A surprising number of people just don’t get along at the office.
Recent research by The Creative Group found that nearly one-third of executives surveyed have had someone try to make them look bad on the job. This type of behavior can range from pointing out someone’s mistake to copying a coworker’s manager on an email criticizing a project the person worked on. In fact, April has actually been declared Workplace Conflict Awareness Month.
Sometimes, workplace relationships can be complex and confusing. Personality types combined with competitiveness and the desire to protect “territory,” in the professional sense of the word, can combine and create strange behavior. But what do you do when you encounter a coworker who just seems to have it in for you?
“It happens more often than you think,” says New York City-based executive coach Shefali Raina. And the negative behavior may range from simply being adversarial to full-on sabotage. To counter such a difficult coworker requires a combination of strategy and skill.
Fact-Check The Situation
The first step, Raina says, is to try to keep your emotions in check—and fact-check the situation. Having conflict with a coworker, especially if you feel you’re being treated unfairly, can be upsetting. But if you make assumptions about a situation or get angry over a miscommunication, you’re going to exacerbate the situation, she says.
“Ensure that your perception that the coworker dislikes you or is sabotaging you is factual and not imagined by you. Our brains have an incredible ability to create stories and connect the dots based on inadequate facts, so it is equally possible that the truth is something else and we are taking it too personally,” she says. Look at the facts objectively so you take the best next steps.
Share Their Perspective
Sometimes, you can understand another person better if you put yourself in their shoes, says Diane Domeyer, executive director of Menlo Park, California-based The Creative Group, a division of Robert Half International. “Some professionals, especially those in competitive fields, may feel pressure to set themselves apart from their peers to get ahead. Putting others down or taking credit for a teammate’s work may make them think they’ll be seen in a better light,” she says.

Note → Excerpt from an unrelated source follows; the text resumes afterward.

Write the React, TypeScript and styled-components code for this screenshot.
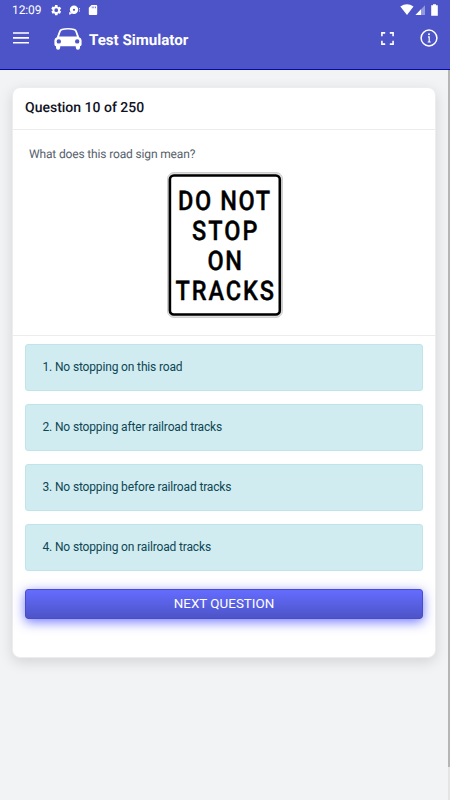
import React from "react";
import styled, { createGlobalStyle } from "styled-components";

const GlobalStyle = createGlobalStyle`
  *, *::before, *::after { box-sizing: border-box; }
  html, body { margin: 0; height: 100%; overflow: hidden; background: #f2f3f5; }
  body { font-family: Roboto, "Liberation Sans", sans-serif; text-rendering: geometricPrecision; }
  svg { display: block; flex: none; }
`;

const Screen = styled.div`
  position: relative;
  width: 450px;
  height: 800px;
  overflow: hidden;
  background: #f2f3f5;
`;

const Header = styled.header`
  height: 70px;
  background: #4d54c7;
  border-bottom: 1px solid #0508a2;
  color: #fff;
`;

const StatusBar = styled.div`
  display: flex;
  align-items: center;
  height: 19px;
  padding: 1px 11px 0 12px;
`;

const Clock = styled.span`
  width: 38px;
  font-size: 12px;
  line-height: 18px;
  letter-spacing: -0.1px;
`;

const Spacer = styled.div`
  flex: 1;
`;

const Toolbar = styled.div`
  display: flex;
  align-items: center;
  height: 38px;
  padding: 0 12px 0 13px;
`;

const Logo = styled.div`
  margin: 2px 7px 0 25px;
`;

const Title = styled.h1`
  margin: 0;
  padding-top: 3px;
  font-size: 15.1px;
  line-height: 20px;
  font-weight: 700;
  white-space: nowrap;
`;

const InfoSlot = styled.div`
  margin-left: 26px;
`;

const Card = styled.main`
  display: flex;
  flex-direction: column;
  width: 424px;
  height: 571px;
  margin: 17px 0 0 12px;
  background: #fff;
  border: 1px solid #ededee;
  border-radius: 8px;
  box-shadow: 0 4px 14px rgba(0, 0, 0, 0.13);
`;

const CardHeader = styled.h2`
  height: 42px;
  margin: 0;
  padding: 0 12px;
  border-bottom: 1px solid #ebecee;
  color: #10131f;
  font-size: 14px;
  line-height: 40px;
  font-weight: 500;
`;

const Prompt = styled.section`
  height: 206px;
  padding: 15px 0 0 16px;
  border-bottom: 1px solid #ebecee;
`;

const PromptText = styled.p`
  margin: 0;
  height: 27px;
  color: #56616c;
  font-size: 12px;
  line-height: 18px;
  letter-spacing: -0.15px;
`;

const SignSlot = styled.div`
  margin-left: 138px;
`;

const Answers = styled.div`
  display: flex;
  flex-direction: column;
  gap: 13px;
  padding: 8px 12px 0;
`;

const Answer = styled.button`
  height: 47px;
  padding: 0 16.5px 2px;
  background: #d1ecf0;
  border: 1px solid #bee5ea;
  border-radius: 3px;
  color: #0c4654;
  font: 400 12px/18px Roboto, "Liberation Sans", sans-serif;
  letter-spacing: -0.15px;
  text-align: left;
`;

const NextButton = styled.button`
  height: 30px;
  margin: 18px 12px 0;
  padding: 0;
  background: linear-gradient(#646cff, #4d54c7);
  border: 1px solid #474ec8;
  border-radius: 3px;
  box-shadow: 0 3px 12px rgba(70, 78, 255, 0.75);
  color: #fff;
  font: 400 13.4px/28px Roboto, "Liberation Sans", sans-serif;
`;

const ScrollTrack = styled.div`
  position: absolute;
  top: 70px;
  right: 0;
  width: 2px;
  height: 730px;
  background: #e4e4e5;
`;

const ScrollThumb = styled.div`
  height: 697px;
  background: #b5b5b6;
`;

const signLines = [
  { text: "DO NOT", x: 11, y: 37.5, width: 92 },
  { text: "STOP", x: 25, y: 67.5, width: 65.5 },
  { text: "ON", x: 40.5, y: 97.5, width: 34.5 },
  { text: "TRACKS", x: 8.5, y: 127.5, width: 98.5 },
];

const SIGN_SQUEEZE = 0.87;

const Sign = () => (
  <svg width="116" height="146" viewBox="0 0 116 146" role="img">
    <rect x="0.5" y="0.5" width="115" height="145" rx="6.5" fill="#dedede" stroke="#cfcfcf" />
    <rect x="2.9" y="3.5" width="109.9" height="139" rx="4" fill="#fff" stroke="#000" strokeWidth="2.6" />
    <g
      transform={`scale(${SIGN_SQUEEZE} 1)`}
      fill="#000"
      stroke="#000"
      strokeWidth="0.4"
      fontFamily="Roboto, sans-serif"
      fontSize="27"
      fontWeight="500"
    >
      {signLines.map((l) => (
        <text key={l.text} x={l.x / SIGN_SQUEEZE} y={l.y} textLength={l.width / SIGN_SQUEEZE}>
          {l.text}
        </text>
      ))}
    </g>
  </svg>
);

const Car = () => (
  <svg width="28" height="22" viewBox="0 0 28 22" fill="#fff">
    <path
      fillRule="evenodd"
      d="M2.8 9.2 5.1 3.1Q5.7 1.3 7.7.8Q10.5.1 14 .1T20.3.8Q22.3 1.3 22.9 3.1L25.2 9.2Q27.6 10.2 27.6 12.5V16.2Q27.6 18 26 18.2V19.4Q26 21.7 23.9 21.7T21.8 19.4V18.3H6.2V19.4Q6.2 21.7 4.1 21.7T2 19.4V18.2Q.4 18 .4 16.2V12.5Q.4 10.2 2.8 9.2ZM5.1 8.5H22.9L21.3 3.7Q20.9 2.6 19.6 2.3Q17.4 1.4 14 1.4T8.4 2.3Q7.1 2.6 6.7 3.7ZM4.8 11.2A2.2 2.2 0 1 0 4.8 15.6A2.2 2.2 0 1 0 4.8 11.2ZM23.2 11.2A2.2 2.2 0 1 0 23.2 15.6A2.2 2.2 0 1 0 23.2 11.2Z"
    />
  </svg>
);

const StatusIcons = () => (
  <svg width="50" height="14" viewBox="50 3 50 14" fill="#fff">
    <g transform="translate(50 4) scale(.52)">
      <path d="M19.14 12.94c.04-.3.06-.61.06-.94s-.02-.64-.07-.94l2.03-1.58a.49.49 0 0 0 .12-.61l-1.92-3.32a.49.49 0 0 0-.59-.22l-2.39.96a7 7 0 0 0-1.62-.94l-.36-2.54A.48.48 0 0 0 13.92 2h-3.84a.48.48 0 0 0-.48.41l-.36 2.54a7 7 0 0 0-1.62.94l-2.39-.96a.49.49 0 0 0-.59.22L2.74 8.87a.49.49 0 0 0 .12.61l2.03 1.58a6 6 0 0 0 0 1.88l-2.03 1.58a.49.49 0 0 0-.12.61l1.92 3.32c.12.22.37.29.59.22l2.39-.96c.5.38 1.03.7 1.62.94l.36 2.54c.05.24.24.41.48.41h3.84c.24 0 .44-.17.48-.41l.36-2.54a7 7 0 0 0 1.62-.94l2.39.96c.22.08.47 0 .59-.22l1.92-3.32a.49.49 0 0 0-.12-.61ZM12 15.6a3.6 3.6 0 1 1 0-7.2 3.6 3.6 0 0 1 0 7.2Z" />
    </g>
    <path fillRule="evenodd" d="M74 5.6a4.2 4.2 0 1 0 0 8.4 4.2 4.2 0 1 0 0-8.4ZM74 8.7a1.1 1.1 0 1 1 0 2.2 1.1 1.1 0 1 1 0-2.2Z" />
    <path d="M69.2 12.2h1.5l1.3 1.5-2.8 1ZM79 8.2h1v1h-1ZM79 10.5h1v1h-1Z" />
    <path fillRule="evenodd" d="M91.5 5h4.8q.9 0 .9.9v8.2q0 .9-.9.9h-6.6q-.9 0-.9-.9V7.8ZM91.8 6.6v1.7h.7V6.6ZM93.5 6.6v1.7h.7V6.6ZM95.2 6.6v1.7h.7V6.6Z" />
  </svg>
);

const SignalIcons = () => (
  <svg width="40" height="14" viewBox="399 3 40 14" fill="#fff">
    <path d="M400.3 6.5Q407 1.8 413.5 6.5L407 15Z" />
    <path opacity=".4" d="M425 5.3V15H415.5Z" />
    <path d="M421 9.3V15H415.5Z" />
    <path d="M431.2 5.2H433V4.2H436V5.2H437.8V15.8H431.2Z" />
  </svg>
);

const Menu = () => (
  <svg width="16" height="12" viewBox="0 0 16 12" fill="#fff">
    <path d="M0 .2h16v1.6H0ZM0 5.1h16v1.6H0ZM0 10h16v1.6H0Z" />
  </svg>
);

const Fullscreen = () => (
  <svg width="13" height="13" viewBox="0 0 13 13" fill="none" stroke="#fff" strokeWidth="1.6">
    <path d="M.9 4.2V.9H4.2M8.8.9H12.1V4.2M12.1 8.8V12.1H8.8M4.2 12.1H.9V8.8" />
  </svg>
);

const Info = () => (
  <svg width="18" height="18" viewBox="0 0 18 18" fill="none" stroke="#fff" strokeWidth="1.5">
    <circle cx="9" cy="9" r="7.9" />
    <path d="M8 7.9H9.2V13M7.7 13H10.7" strokeWidth="1.2" />
    <circle cx="9" cy="5.2" r="1" fill="#fff" stroke="none" />
  </svg>
);

const answers = [
  "No stopping on this road",
  "No stopping after railroad tracks",
  "No stopping before railroad tracks",
  "No stopping on railroad tracks",
];

export default function App() {
  return (
    <>
      <GlobalStyle />
      <Screen>
        <Header>
          <StatusBar>
            <Clock>12:09</Clock>
            <StatusIcons />
            <Spacer />
            <SignalIcons />
          </StatusBar>
          <Toolbar>
            <Menu />
            <Logo>
              <Car />
            </Logo>
            <Title>Test Simulator</Title>
            <Spacer />
            <Fullscreen />
            <InfoSlot>
              <Info />
            </InfoSlot>
          </Toolbar>
        </Header>
        <Card>
          <CardHeader>Question 10 of 250</CardHeader>
          <Prompt>
            <PromptText>What does this road sign mean?</PromptText>
            <SignSlot>
              <Sign />
            </SignSlot>
          </Prompt>
          <Answers>
            {answers.map((answer, i) => (
              <Answer key={answer}>
                {i + 1}. {answer}
              </Answer>
            ))}
          </Answers>
          <NextButton>NEXT QUESTION</NextButton>
        </Card>
        <ScrollTrack>
          <ScrollThumb />
        </ScrollTrack>
      </Screen>
    </>
  );
}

Consider your teammate’s motivation with empathy. Are you a newcomer who might be a threat? Did you recently get a promotion the individual wanted? Think about why the coworker may be acting like an adversary.
Getting into a tit-for-tat with your coworker isn’t going to do anyone any good. Avoid responding in the heat of the moment, Domeyer says. Wait until you are calm to start a discussion and always speak with an even, polite tone so the situation doesn’t escalate.
Make The Call
What happens next depends on where you land after you’ve gathered facts and objectively evaluated them. Domeyer says that TCG’s research found that 41% of respondents thought it was best to confront the individual directly, while 40% thought it was best to engage a supervisor.
What you should do really depends on whether you’re dealing with someone who dislikes or is threatened by you versus someone who is actively trying to undermine you or derail your career, Raina says. If the former, it may be a good idea to handle the situation on your own. If the latter—or if you’ve tried to confront the individual and it didn’t work or made the behavior worse—then you may need to engage your supervisor. However, if you can show that you tried to fix the issue on your own, that may show your boss that you made the effort to solve the problem first.
Engage In Respectful Confrontation
If you’re dealing with garden-variety jealousy or pettiness, engaging in “respectful confrontation” is usually the way to go, says human resources consultant Cornelia Gamlem, president of The GEMS Group, Ltd. in Albuquerque, New Mexico, and coauthor of The Essential Workplace Conflict Handbook. When you’re sure you’re calm enough to not let the situation get heated, choose a time when you can have a private conversation with the individual who seems to be causing the problem. Using non-threatening language, state your concern over the tension or behavior the person is exhibiting. Remain respectful and continue to frame the conversation in terms of what you need or is causing concern, she says.
“It’s kind of hard to keep punching back if somebody’s sitting there saying, ‘Okay, I hear what you’re saying, but let’s take the time to really talk about what’s at the root of the problem,'” she says. Sometimes, people just want to be heard. Such respectful confrontation can help you both get to the heart of what’s bothering you.
Bring In Reinforcements
If the situation has the potential to be career damaging, document as much as you can and get help. “If there has been real sabotage, for example, you lost an opportunity or someone damaged your work or your reputation, confront it fearlessly and non-emotionally. In my experience, a coworker with a sabotage mind-set will not stop the sabotage if they feel they will get away with it,” Raina says. Bringing in a supervisor or HR person elevates the situation and can help you resolve it quicker.
Sometimes, you’ll need to accept that some people just won’t like you. But when a difference in personalities or styles becomes adversarial, career damaging, or prevents you from getting your work done, taking quick, decisive action is critical to mitigating potential damage.